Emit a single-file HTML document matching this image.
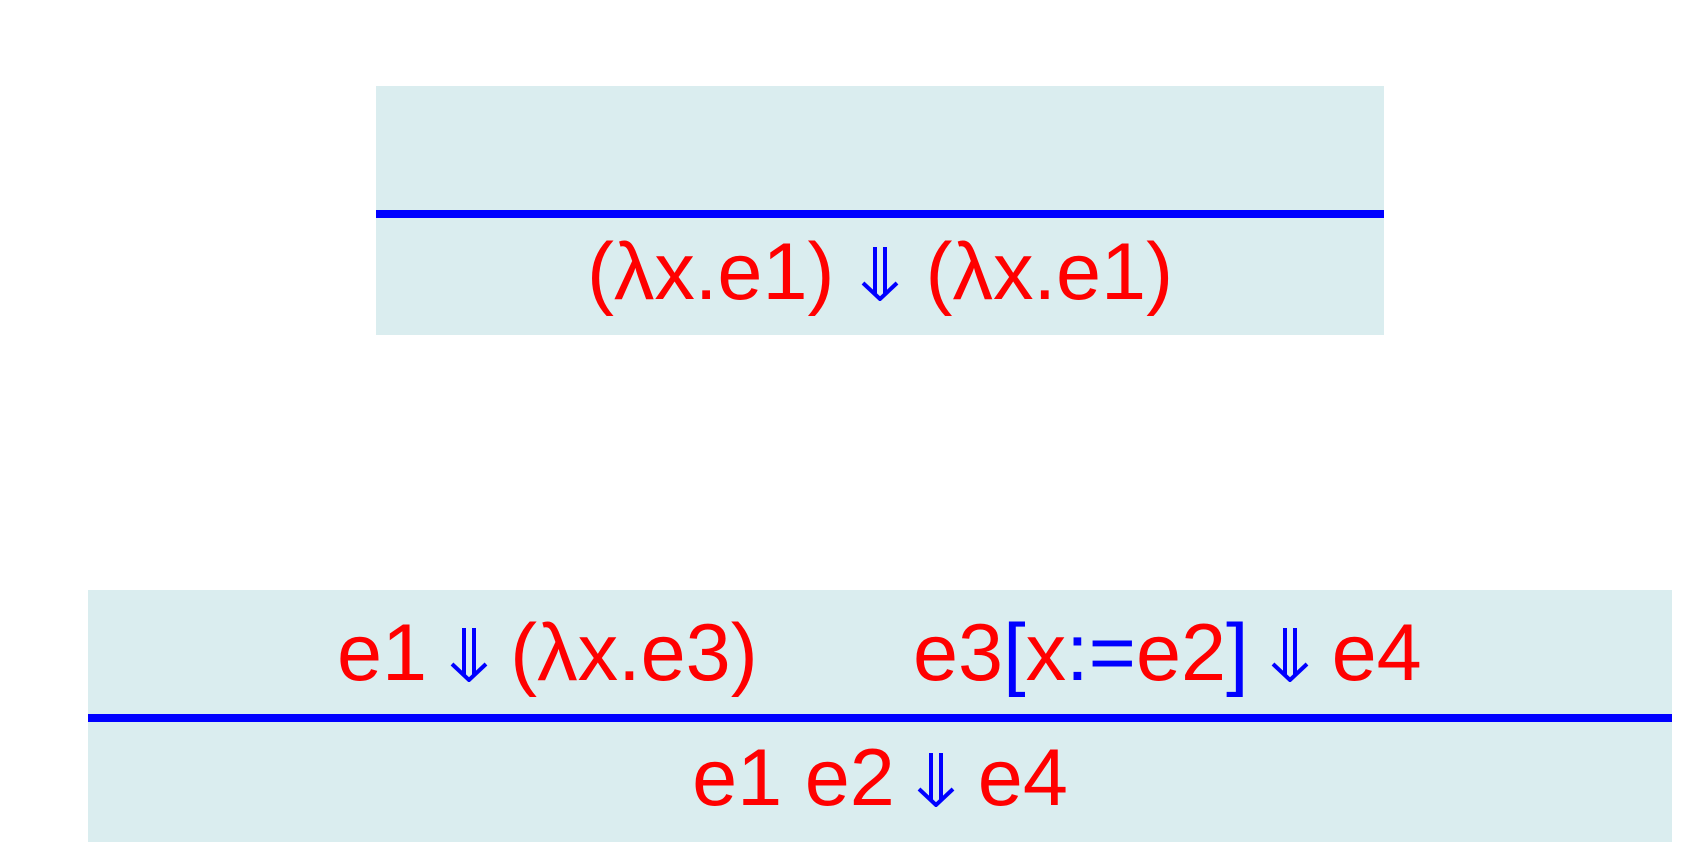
<!DOCTYPE html>
<html><head><style>
body{margin:0;width:1704px;height:862px;background:#fff;position:relative;overflow:hidden;font-family:"Liberation Sans",Arial,sans-serif;}
.box{position:absolute;background:#daedef;}
.line{position:absolute;background:#0000ff;}
.t{position:absolute;font-size:81px;line-height:1;color:#ff0000;white-space:pre;}
.b{color:#0000ff;}
svg.ar{display:inline-block;width:38px;height:56px;vertical-align:-2px;}
</style></head><body>
<div class="box" style="left:376px;top:86px;width:1008px;height:249px"></div>
<div class="line" style="left:376px;top:210px;width:1008px;height:8px"></div>
<div class="t" style="left:376px;width:1008px;text-align:center;top:232px">(λx.e1) <svg class="ar" style="margin:0 4px" viewBox="0 0 38 56"><path d="M14 2V50M24 2V50M2 38L19 54L36 38" fill="none" stroke="#00f" stroke-width="4"/></svg> (λx.e1)</div>

<div class="box" style="left:88px;top:590px;width:1584px;height:252px"></div>
<div class="line" style="left:88px;top:714px;width:1584px;height:8px"></div>
<div class="t" style="left:337px;top:613px">e1 <svg class="ar" viewBox="0 0 38 56"><path d="M14 2V50M24 2V50M2 38L19 54L36 38" fill="none" stroke="#00f" stroke-width="4"/></svg> (λx.e3)</div>
<div class="t" style="left:913px;top:613px">e3<span class="b">[</span>x<span class="b">:=</span>e2<span class="b">]</span> <svg class="ar" viewBox="0 0 38 56"><path d="M14 2V50M24 2V50M2 38L19 54L36 38" fill="none" stroke="#00f" stroke-width="4"/></svg> e4</div>
<div class="t" style="left:88px;width:1584px;text-align:center;top:738px">e1 e2 <svg class="ar" viewBox="0 0 38 56"><path d="M14 2V50M24 2V50M2 38L19 54L36 38" fill="none" stroke="#00f" stroke-width="4"/></svg> e4</div>
</body></html>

☆ ☆ ☆ ☆ ☆ ☆ ☆

● **Problem requirements**:
Except for the pictures, reproduce every line exactly.

● **Solution**:
Emit a single-file HTML document matching this image.
<!DOCTYPE html>
<html><head><style>
body{margin:0;width:1704px;height:862px;background:#fff;position:relative;overflow:hidden;font-family:"Liberation Sans",Arial,sans-serif;}
.box{position:absolute;background:#daedef;}
.line{position:absolute;background:#0000ff;}
.t{position:absolute;font-size:81px;line-height:1;color:#ff0000;white-space:pre;}
.b{color:#0000ff;}
svg.ar{display:inline-block;width:38px;height:56px;vertical-align:-2px;}
</style></head><body>
<div class="box" style="left:376px;top:86px;width:1008px;height:249px"></div>
<div class="line" style="left:376px;top:210px;width:1008px;height:8px"></div>
<div class="t" style="left:376px;width:1008px;text-align:center;top:232px">(λx.e1) <svg class="ar" style="margin:0 4px" viewBox="0 0 38 56"><path d="M14 2V50M24 2V50M2 38L19 54L36 38" fill="none" stroke="#00f" stroke-width="4"/></svg> (λx.e1)</div>

<div class="box" style="left:88px;top:590px;width:1584px;height:252px"></div>
<div class="line" style="left:88px;top:714px;width:1584px;height:8px"></div>
<div class="t" style="left:337px;top:613px">e1 <svg class="ar" viewBox="0 0 38 56"><path d="M14 2V50M24 2V50M2 38L19 54L36 38" fill="none" stroke="#00f" stroke-width="4"/></svg> (λx.e3)</div>
<div class="t" style="left:913px;top:613px">e3<span class="b">[</span>x<span class="b">:=</span>e2<span class="b">]</span> <svg class="ar" viewBox="0 0 38 56"><path d="M14 2V50M24 2V50M2 38L19 54L36 38" fill="none" stroke="#00f" stroke-width="4"/></svg> e4</div>
<div class="t" style="left:88px;width:1584px;text-align:center;top:738px">e1 e2 <svg class="ar" viewBox="0 0 38 56"><path d="M14 2V50M24 2V50M2 38L19 54L36 38" fill="none" stroke="#00f" stroke-width="4"/></svg> e4</div>
</body></html>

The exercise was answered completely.